I take the time from EXPLAIN ANALYZE, parsing will only work if the localization is specified as English, for example LC_MESSAGES = en_US.UTF-8. I perform 30 series of measurements. For each prefix length from 1 to 7 I make separate entries. The first thing that is interesting is, is there a difference between ^@ and starts_with?

It turns out there is. Starts_with is a confident leader when using all types of indexes.

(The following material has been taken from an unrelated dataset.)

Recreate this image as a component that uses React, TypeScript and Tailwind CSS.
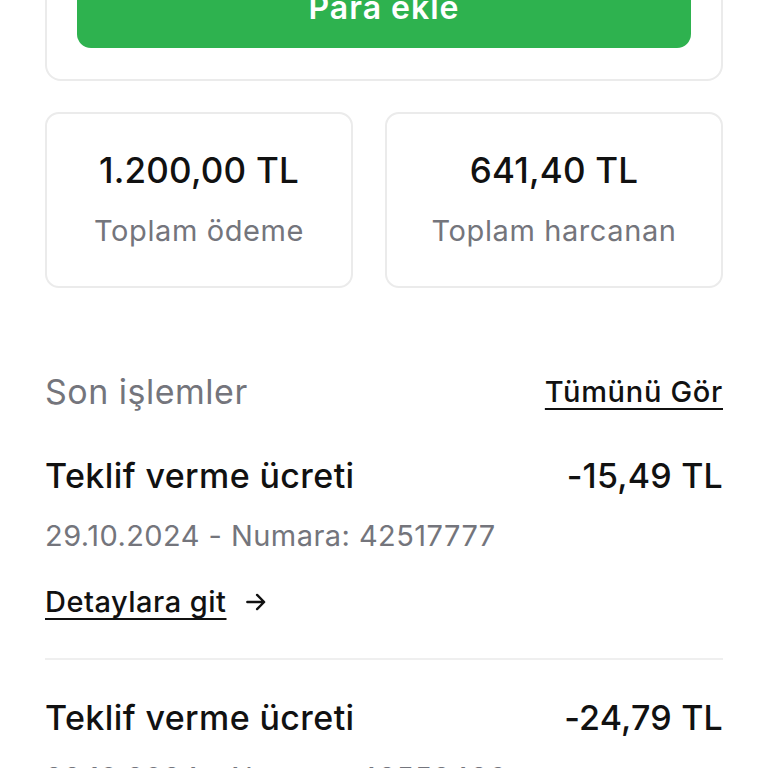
import React from 'react'

const transactions = [
  { id: 1, title: 'Teklif verme ücreti', amount: '-15,49 TL', date: '29.10.2024', no: '42517777' },
  { id: 2, title: 'Teklif verme ücreti', amount: '-24,79 TL', date: '28.10.2024', no: '42558486' }
]

const ArrowRight = () => (
  <svg className="h-[26px] w-[26px]" viewBox="0 0 24 24" fill="none" stroke="currentColor">
    <path strokeWidth={2.2} strokeLinecap="round" strokeLinejoin="round" d="M4 12h15M13 5.5l6.5 6.5-6.5 6.5" />
  </svg>
)

const App = () => {
  return (
    <div
      className="h-[768px] w-[768px] overflow-hidden bg-white px-[45px] text-[#111111]"
      style={{ fontFamily: 'Inter, "Noto Sans", sans-serif' }}
    >
      {/* Balance card (scrolled) */}
      <div className="mt-[-60px] rounded-[16px] border-2 border-[#ebebeb] px-[30px] pb-[31px] pt-[26px]">
        <button className="flex h-[80px] w-full items-center justify-center rounded-[14px] bg-[#2eb24f] text-[32px] font-semibold tracking-[1px] text-white">
          Para ekle
        </button>
      </div>

      {/* Totals */}
      <div className="mt-[31px] grid grid-cols-[308px_1fr] gap-[32px]">
        <div className="flex h-[176px] flex-col items-center justify-center rounded-[14px] border-2 border-[#ebebeb]">
          <p className="text-[35px] font-medium leading-[40px] tracking-[0.2px]">1.200,00 TL</p>
          <p className="mt-[21px] text-[29px] leading-[40px] tracking-[0.6px] text-[#74757c]">Toplam ödeme</p>
        </div>
        <div className="flex h-[176px] flex-col items-center justify-center rounded-[14px] border-2 border-[#ebebeb]">
          <p className="text-[35px] font-medium leading-[40px] tracking-[0.2px]">641,40 TL</p>
          <p className="mt-[21px] text-[29px] leading-[40px] tracking-[0.6px] text-[#74757c]">Toplam harcanan</p>
        </div>
      </div>

      {/* Recent transactions */}
      <div className="mt-[82px] flex items-center justify-between">
        <h2 className="text-[34px] leading-[44px] tracking-[0.5px] text-[#74757c]">Son işlemler</h2>
        <a className="text-[29px] font-medium leading-[40px] tracking-[0.7px] underline underline-offset-[6px]">Tümünü Gör</a>
      </div>

      <div className="mt-[40px]">
        {transactions.map((t, i) => (
          <div key={t.id} className={i === 0 ? 'border-b-2 border-[#efefef] pb-[36px]' : 'pt-[36px]'}>
            <div className="flex items-center justify-between">
              <p className="text-[34px] font-medium leading-[44px] tracking-[0.4px]">{t.title}</p>
              <p className="text-[34px] font-medium leading-[44px] tracking-[0.2px]">{t.amount}</p>
            </div>
            <p className="mt-[18px] text-[29px] leading-[40px] tracking-[0.45px] text-[#74757c]">
              {t.date} - Numara: {t.no}
            </p>
            <a className="mt-[26px] flex items-center gap-[16px] text-[29px] font-medium leading-[40px] tracking-[0.5px]">
              <span className="underline underline-offset-[6px]">Detaylara git</span>
              <ArrowRight />
            </a>
          </div>
        ))}
      </div>
    </div>
  )
}

export default App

It turns out that there is no reason to use the ^@ operator, not only is it somehow slower (although it uses the same function), but starts_with also provides much better code readability. I threw ^@ out of further consideration, because there is a lot of confusion further on.

But despite the fact that it is very difficult to understand here, if you look closely, you can see the following. Firstly, all methods based on sp_gist (text_ops) clearly lose. Indexes based on btree give a noticeably better result and hold on quite tightly. Secondly, you can still see that the obvious leader is LIKE (index btree text_pattern_ops). Why the universal LIKE operator won over the highly specialized starts_with() function is a mystery to me. I expected it to be the other way around, because with narrow specialization there are great opportunities for optimization. And this discovery contradicts the comment from Ildus Kurbangaliev at the beginning of this article. I think there is still something to work on.